A married couple living on the upscale Madrid street Pintor Rosales received €120 million from the state coffers of Equatorial Guinea through the sale of weapons, ships and helicopters to the oil-rich West African State, which was formerly a Spanish colony. The cost of the purchases was grossly marked up and the transaction was made with the help of family members and generals of Teodoro Obiang, the longtime dictator of Equatorial Guinea.
Vladimir Kokorev, his wife Julia Maleeva and their children Igor and Vladimir moved €679 million through a giant web of companies in tax havens that concealed the Russian family’s criminal activities for 15 years. That’s according to the 500-page report from Spain’s anti-corruption attorney’s office into the money laundering operation.
The court investigation found that several family members and confidants of Obiang received large amounts of money in illegal commissions from the Kokorevs that had been embezzled from the state coffers of Equatorial Guinea. Fausto Abeso Fumo, Obiang’s son-in-law and the former chief of the Military Cabinet, received €2.7 million; Melchor Esono Edjo, Obiang’s nephew and former treasury secretary of state, got €210,000; Agustin Ndjon Ona Mbuy, his cousin and a general in the armed forces, received €103,000; Hassan Khalil Hashem, presidential defense advisor, obtained €1.2 million and Luciano Esono Bitegue Ate, a former head of the president’s Military Cabinet, €2.3 million. The anti-corruption attorney’s office is calling for an eight-year prison sentence for Vladimir Kokorev and a six-year sentence for his wife Julia and their son Igor. The three, who are alleged to have acted as the frontmen of Obiang, face multiple money laundering charges as well as a €550-million fine.
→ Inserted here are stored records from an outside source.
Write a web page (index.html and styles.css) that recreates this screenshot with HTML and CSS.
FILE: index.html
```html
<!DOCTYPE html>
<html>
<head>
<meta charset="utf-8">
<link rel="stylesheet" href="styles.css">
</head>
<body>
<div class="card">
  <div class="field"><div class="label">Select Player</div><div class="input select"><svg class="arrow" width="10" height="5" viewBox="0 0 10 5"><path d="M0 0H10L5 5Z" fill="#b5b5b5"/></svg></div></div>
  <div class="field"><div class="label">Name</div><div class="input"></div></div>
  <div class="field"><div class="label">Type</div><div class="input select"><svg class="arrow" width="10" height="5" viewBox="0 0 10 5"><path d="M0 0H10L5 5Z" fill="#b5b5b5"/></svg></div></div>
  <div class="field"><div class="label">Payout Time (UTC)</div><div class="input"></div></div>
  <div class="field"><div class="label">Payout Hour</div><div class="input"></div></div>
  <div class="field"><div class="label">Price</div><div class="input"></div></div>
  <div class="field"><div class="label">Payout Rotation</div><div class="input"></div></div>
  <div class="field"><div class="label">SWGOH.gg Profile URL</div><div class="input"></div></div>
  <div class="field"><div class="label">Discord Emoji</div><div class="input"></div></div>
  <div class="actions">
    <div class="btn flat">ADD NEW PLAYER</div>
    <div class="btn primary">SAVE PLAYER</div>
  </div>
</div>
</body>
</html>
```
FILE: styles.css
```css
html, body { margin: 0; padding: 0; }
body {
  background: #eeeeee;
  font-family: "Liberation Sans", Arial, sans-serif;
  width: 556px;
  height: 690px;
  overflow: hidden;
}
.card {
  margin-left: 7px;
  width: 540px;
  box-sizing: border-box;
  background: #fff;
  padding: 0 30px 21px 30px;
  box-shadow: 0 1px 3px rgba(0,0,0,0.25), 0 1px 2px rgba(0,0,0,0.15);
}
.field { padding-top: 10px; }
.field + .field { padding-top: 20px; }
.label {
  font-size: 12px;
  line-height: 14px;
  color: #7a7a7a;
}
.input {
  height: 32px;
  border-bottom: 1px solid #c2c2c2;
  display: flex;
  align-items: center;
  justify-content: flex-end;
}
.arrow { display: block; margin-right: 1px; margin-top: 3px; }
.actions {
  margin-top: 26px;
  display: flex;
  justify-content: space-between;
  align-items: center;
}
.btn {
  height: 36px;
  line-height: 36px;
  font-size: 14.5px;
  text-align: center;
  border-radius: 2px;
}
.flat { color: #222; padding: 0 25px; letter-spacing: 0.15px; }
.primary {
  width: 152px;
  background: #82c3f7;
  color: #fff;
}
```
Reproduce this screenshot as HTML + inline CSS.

Vladimir Kokorev, 66, claimed to be a history professor, but people close to him said he used to work for the KGB, the now-defunct security agency of the Soviet Union. His wife, Julia Maleeva, 68, pretended she was a journalist. Igor Kokorev worked as a lawyer for a prestigious law firm in Madrid. No one in their building, located in one of the most exclusive areas in Madrid, had any idea that the Kokorevs were selling military defense equipment, war weapons, remote-controlled rockets, armored vehicles, bombers, combat helicopters and frigates to Equatorial Guinea. Their name was not on the mailbox, which instead was marked as Blue Horizon, a shell company the family used to buy property. The building, which was also home to the Syrian embassy, was patrolled by the Spanish National Police day and night.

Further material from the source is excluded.